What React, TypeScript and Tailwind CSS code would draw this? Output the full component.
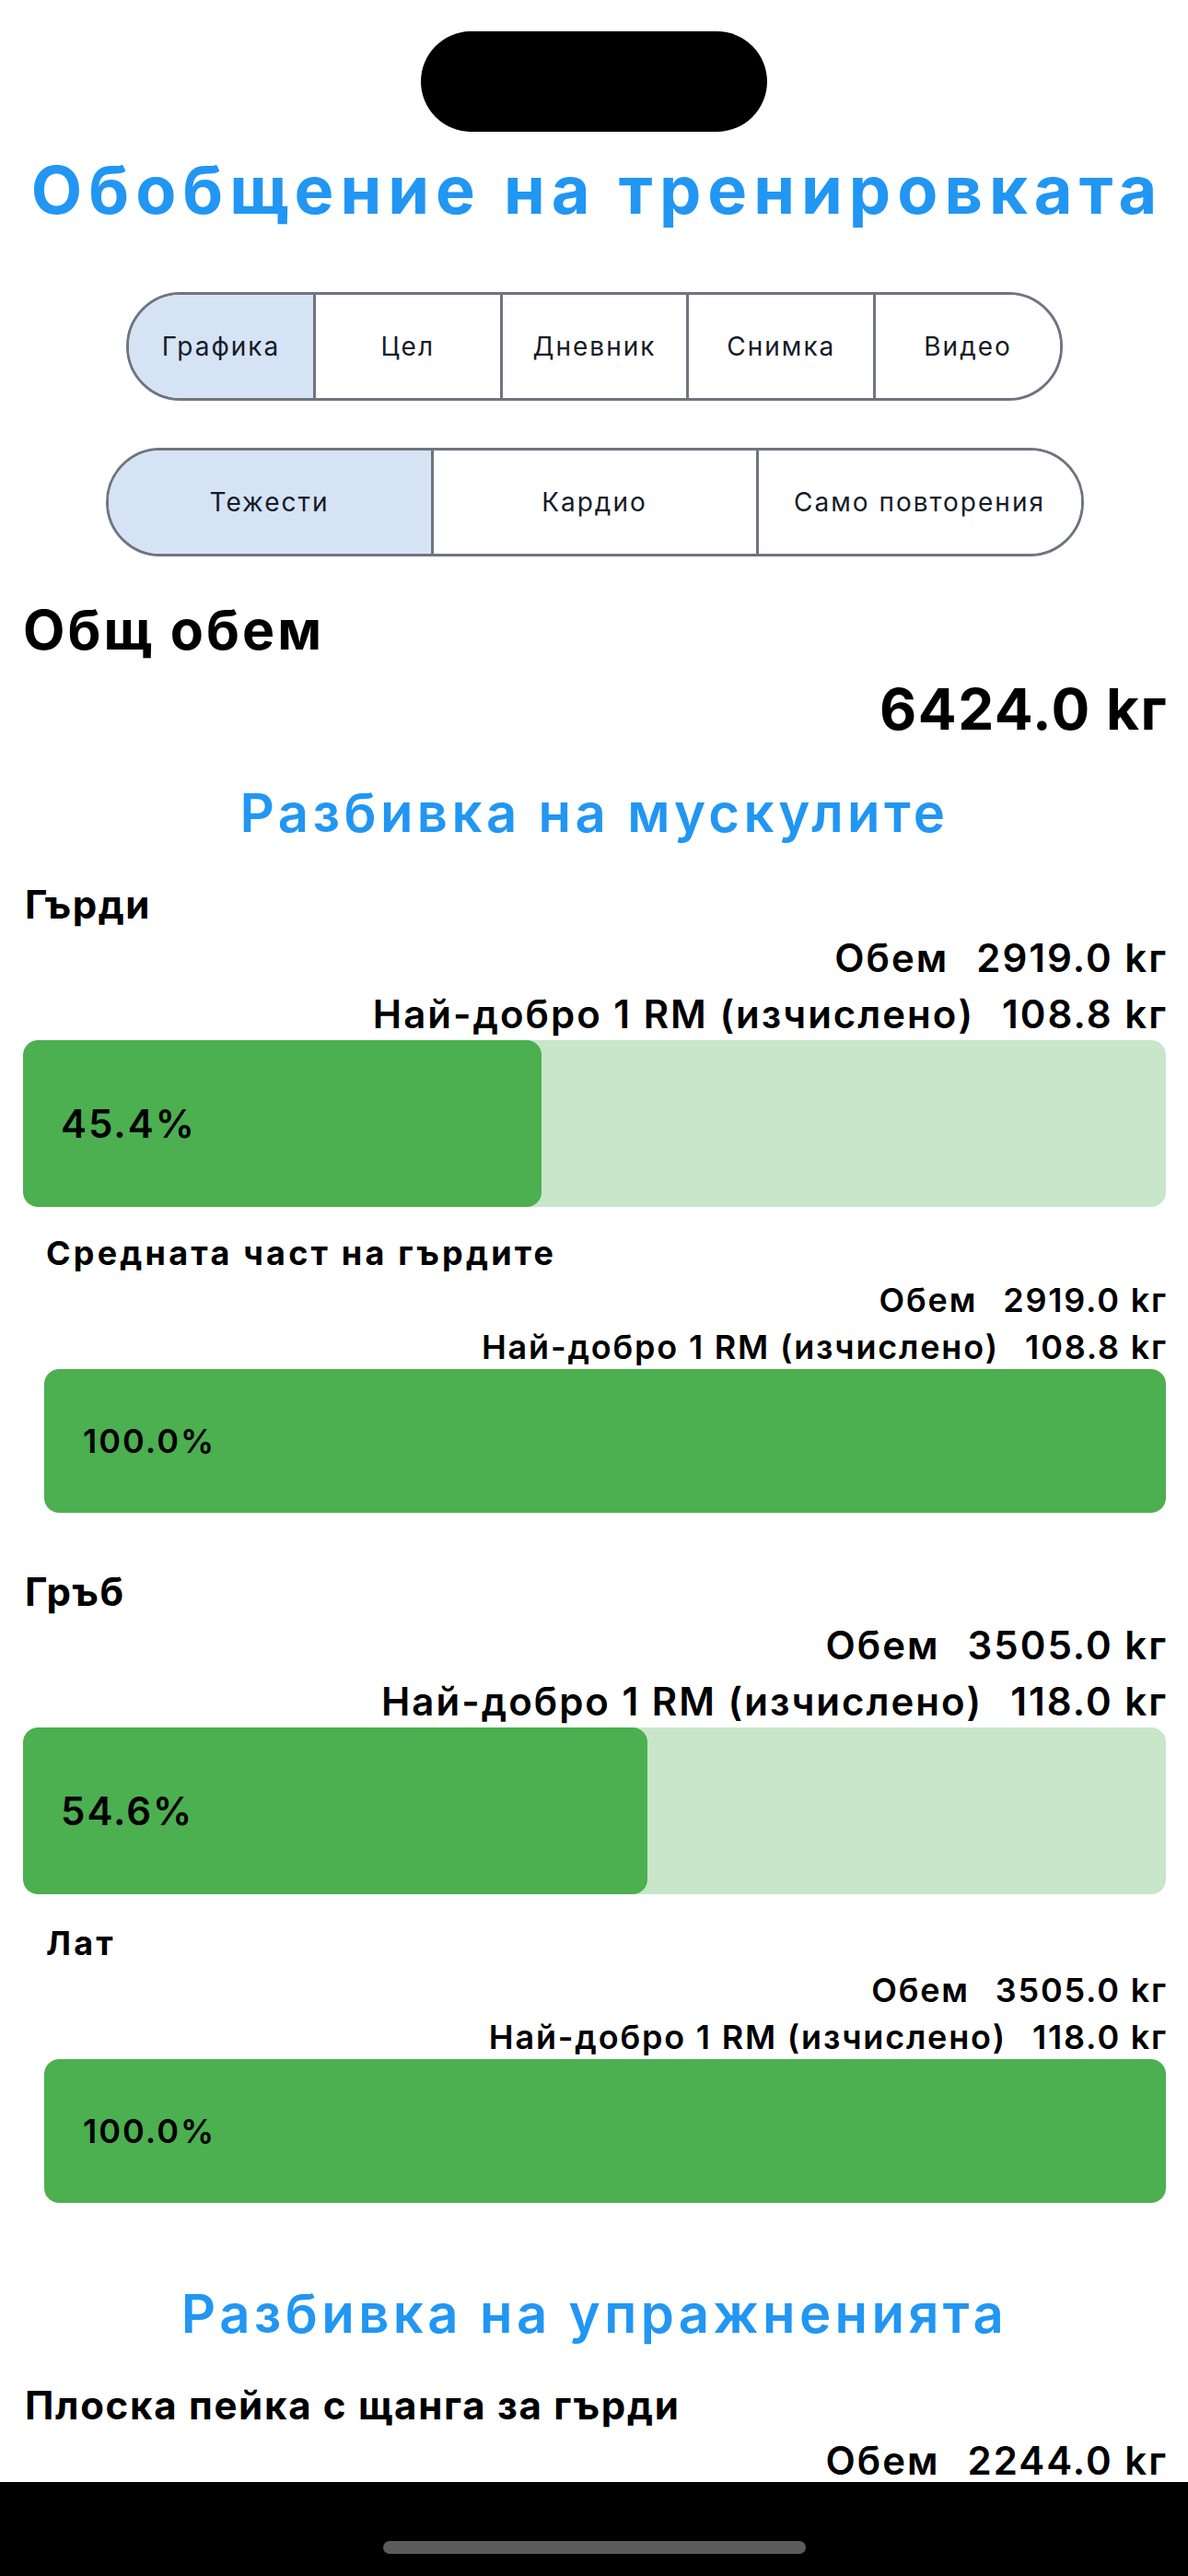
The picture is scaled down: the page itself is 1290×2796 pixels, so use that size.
type Stat = { volume: string; orm: string };

function SegmentBar({ items, selected, className }: { items: string[]; selected: number; className: string }) {
  return (
    <div className={`mx-auto flex h-[118px] overflow-hidden rounded-full border-[3px] border-[#6f7580] ${className}`}>
      {items.map((item, i) => (
        <div
          key={item}
          className={`flex flex-1 items-center justify-center text-[28px] leading-none tracking-[2px] text-[#151b27] ${
            i > 0 ? "border-l-[3px] border-[#6f7580]" : ""
          } ${i === selected ? "bg-[#d5e3f5]" : "bg-white"}`}
        >
          {item}
        </div>
      ))}
    </div>
  );
}

function Bar({ pct, sub }: { pct: number; sub?: boolean }) {
  return (
    <div
      className={`relative overflow-hidden rounded-[16px] bg-[#c8e6c9] ${
        sub ? "mt-[2px] h-[156px]" : "mt-[3px] h-[181px]"
      }`}
    >
      <div className="absolute inset-y-0 left-0 rounded-[16px] bg-[#4caf50]" style={{ width: `${pct}%` }} />
      <div
        className={`relative flex h-full items-center font-semibold tracking-[2px] text-black ${
          sub ? "pl-[42px] text-[36px]" : "pl-[41px] text-[42px]"
        }`}
      >
        {pct.toFixed(1)}%
      </div>
    </div>
  );
}

function StatLine({ label, value, sub, className }: { label: string; value: string; sub?: boolean; className: string }) {
  return (
    <div
      className={`flex justify-end font-semibold text-black ${
        sub
          ? "gap-[28px] text-[36px] leading-[44px] tracking-[1.8px]"
          : "gap-[30px] text-[42px] leading-[50px] tracking-[2px]"
      } ${className}`}
    >
      <span>{label}</span>
      <span className="-mr-[2px]">{value}</span>
    </div>
  );
}

function MuscleBlock({ name, stat, pct, sub, className }: { name: string; stat: Stat; pct: number; sub?: boolean; className: string }) {
  return (
    <div className={`${sub ? "ml-[23px]" : ""} ${className}`}>
      <div
        className={`pl-[2px] font-bold text-black ${
          sub ? "text-[36px] leading-[44px] tracking-[3.2px]" : "text-[42px] leading-[50px] tracking-[1.5px]"
        }`}
      >
        {name}
      </div>
      <StatLine label="Обем" value={stat.volume} sub={sub} className={sub ? "mt-[7px]" : "mt-[8px]"} />
      <StatLine
        label="Най-добро 1 RM (изчислено)"
        value={stat.orm}
        sub={sub}
        className={sub ? "mt-[7px]" : "mt-[11px]"}
      />
      <Bar pct={pct} sub={sub} />
    </div>
  );
}

export default function App() {
  return (
    <div
      lang="bg"
      className="relative h-[2796px] w-[1290px] overflow-hidden bg-white font-['Inter','Noto_Sans',sans-serif] text-black"
    >
      {/* dynamic island */}
      <div className="absolute left-[457px] top-[34px] h-[109px] w-[376px] rounded-full bg-black" />

      <div className="pl-[25px] pr-[24px] pt-[161px]">
        <h1 className="-mx-[20px] pl-[6px] text-center text-[72px] font-bold leading-[90px] tracking-[7px] text-[#2196f3]">
          Обобщение на тренировката
        </h1>

        <SegmentBar
          items={["Графика", "Цел", "Дневник", "Снимка", "Видео"]}
          selected={0}
          className="mt-[66px] w-[1017px]"
        />
        <SegmentBar items={["Тежести", "Кардио", "Само повторения"]} selected={0} className="mt-[51px] w-[1062px]" />

        <div className="mt-[50px] text-[59px] font-bold leading-[60px] tracking-[3px]">Общ обем</div>
        <div className="-mr-[2px] mt-[24px] text-right text-[62px] font-bold leading-[64px] tracking-[1.5px]">
          6424.0 kг
        </div>

        <h2 className="mt-[45px] text-center text-[58px] font-semibold leading-[70px] tracking-[4.4px] text-[#2196f3]">
          Разбивка на мускулите
        </h2>

        <MuscleBlock name="Гърди" stat={{ volume: "2919.0 kг", orm: "108.8 kг" }} pct={45.4} className="mt-[40px]" />
        <MuscleBlock
          name="Средната част на гърдите"
          stat={{ volume: "2919.0 kг", orm: "108.8 kг" }}
          pct={100}
          sub
          className="mt-[28px]"
        />
        <MuscleBlock name="Гръб" stat={{ volume: "3505.0 kг", orm: "118.0 kг" }} pct={54.6} className="mt-[61px]" />
        <MuscleBlock name="Лат" stat={{ volume: "3505.0 kг", orm: "118.0 kг" }} pct={100} sub className="mt-[31px]" />

        <h2 className="mt-[85px] text-center text-[58px] font-semibold leading-[70px] tracking-[4.4px] text-[#2196f3]">
          Разбивка на упражненията
        </h2>

        <div className="mt-[40px] pl-[2px] text-[42px] font-bold leading-[50px] tracking-[1.7px]">
          Плоска пейка с щанга за гърди
        </div>
        <StatLine label="Обем" value="2244.0 kг" className="mt-[10px]" />
        <StatLine label="Най-добро 1 RM (изчислено)" value="108.8 kг" className="mt-[11px]" />
      </div>

      {/* home indicator area */}
      <div className="absolute inset-x-0 bottom-0 flex h-[102px] items-end justify-center bg-black pb-[24px]">
        <div className="h-[14px] w-[459px] rounded-full bg-[#5b5b5b]" />
      </div>
    </div>
  );
}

= = = = = = =

→ **WHAT TO DO**:
Repeat the listing verbatim. Skip the pictures.

→ **SOLVED PROBLEM**:
What React, TypeScript and Tailwind CSS code would draw this? Output the full component.
The picture is scaled down: the page itself is 1290×2796 pixels, so use that size.
type Stat = { volume: string; orm: string };

function SegmentBar({ items, selected, className }: { items: string[]; selected: number; className: string }) {
  return (
    <div className={`mx-auto flex h-[118px] overflow-hidden rounded-full border-[3px] border-[#6f7580] ${className}`}>
      {items.map((item, i) => (
        <div
          key={item}
          className={`flex flex-1 items-center justify-center text-[28px] leading-none tracking-[2px] text-[#151b27] ${
            i > 0 ? "border-l-[3px] border-[#6f7580]" : ""
          } ${i === selected ? "bg-[#d5e3f5]" : "bg-white"}`}
        >
          {item}
        </div>
      ))}
    </div>
  );
}

function Bar({ pct, sub }: { pct: number; sub?: boolean }) {
  return (
    <div
      className={`relative overflow-hidden rounded-[16px] bg-[#c8e6c9] ${
        sub ? "mt-[2px] h-[156px]" : "mt-[3px] h-[181px]"
      }`}
    >
      <div className="absolute inset-y-0 left-0 rounded-[16px] bg-[#4caf50]" style={{ width: `${pct}%` }} />
      <div
        className={`relative flex h-full items-center font-semibold tracking-[2px] text-black ${
          sub ? "pl-[42px] text-[36px]" : "pl-[41px] text-[42px]"
        }`}
      >
        {pct.toFixed(1)}%
      </div>
    </div>
  );
}

function StatLine({ label, value, sub, className }: { label: string; value: string; sub?: boolean; className: string }) {
  return (
    <div
      className={`flex justify-end font-semibold text-black ${
        sub
          ? "gap-[28px] text-[36px] leading-[44px] tracking-[1.8px]"
          : "gap-[30px] text-[42px] leading-[50px] tracking-[2px]"
      } ${className}`}
    >
      <span>{label}</span>
      <span className="-mr-[2px]">{value}</span>
    </div>
  );
}

function MuscleBlock({ name, stat, pct, sub, className }: { name: string; stat: Stat; pct: number; sub?: boolean; className: string }) {
  return (
    <div className={`${sub ? "ml-[23px]" : ""} ${className}`}>
      <div
        className={`pl-[2px] font-bold text-black ${
          sub ? "text-[36px] leading-[44px] tracking-[3.2px]" : "text-[42px] leading-[50px] tracking-[1.5px]"
        }`}
      >
        {name}
      </div>
      <StatLine label="Обем" value={stat.volume} sub={sub} className={sub ? "mt-[7px]" : "mt-[8px]"} />
      <StatLine
        label="Най-добро 1 RM (изчислено)"
        value={stat.orm}
        sub={sub}
        className={sub ? "mt-[7px]" : "mt-[11px]"}
      />
      <Bar pct={pct} sub={sub} />
    </div>
  );
}

export default function App() {
  return (
    <div
      lang="bg"
      className="relative h-[2796px] w-[1290px] overflow-hidden bg-white font-['Inter','Noto_Sans',sans-serif] text-black"
    >
      {/* dynamic island */}
      <div className="absolute left-[457px] top-[34px] h-[109px] w-[376px] rounded-full bg-black" />

      <div className="pl-[25px] pr-[24px] pt-[161px]">
        <h1 className="-mx-[20px] pl-[6px] text-center text-[72px] font-bold leading-[90px] tracking-[7px] text-[#2196f3]">
          Обобщение на тренировката
        </h1>

        <SegmentBar
          items={["Графика", "Цел", "Дневник", "Снимка", "Видео"]}
          selected={0}
          className="mt-[66px] w-[1017px]"
        />
        <SegmentBar items={["Тежести", "Кардио", "Само повторения"]} selected={0} className="mt-[51px] w-[1062px]" />

        <div className="mt-[50px] text-[59px] font-bold leading-[60px] tracking-[3px]">Общ обем</div>
        <div className="-mr-[2px] mt-[24px] text-right text-[62px] font-bold leading-[64px] tracking-[1.5px]">
          6424.0 kг
        </div>

        <h2 className="mt-[45px] text-center text-[58px] font-semibold leading-[70px] tracking-[4.4px] text-[#2196f3]">
          Разбивка на мускулите
        </h2>

        <MuscleBlock name="Гърди" stat={{ volume: "2919.0 kг", orm: "108.8 kг" }} pct={45.4} className="mt-[40px]" />
        <MuscleBlock
          name="Средната част на гърдите"
          stat={{ volume: "2919.0 kг", orm: "108.8 kг" }}
          pct={100}
          sub
          className="mt-[28px]"
        />
        <MuscleBlock name="Гръб" stat={{ volume: "3505.0 kг", orm: "118.0 kг" }} pct={54.6} className="mt-[61px]" />
        <MuscleBlock name="Лат" stat={{ volume: "3505.0 kг", orm: "118.0 kг" }} pct={100} sub className="mt-[31px]" />

        <h2 className="mt-[85px] text-center text-[58px] font-semibold leading-[70px] tracking-[4.4px] text-[#2196f3]">
          Разбивка на упражненията
        </h2>

        <div className="mt-[40px] pl-[2px] text-[42px] font-bold leading-[50px] tracking-[1.7px]">
          Плоска пейка с щанга за гърди
        </div>
        <StatLine label="Обем" value="2244.0 kг" className="mt-[10px]" />
        <StatLine label="Най-добро 1 RM (изчислено)" value="108.8 kг" className="mt-[11px]" />
      </div>

      {/* home indicator area */}
      <div className="absolute inset-x-0 bottom-0 flex h-[102px] items-end justify-center bg-black pb-[24px]">
        <div className="h-[14px] w-[459px] rounded-full bg-[#5b5b5b]" />
      </div>
    </div>
  );
}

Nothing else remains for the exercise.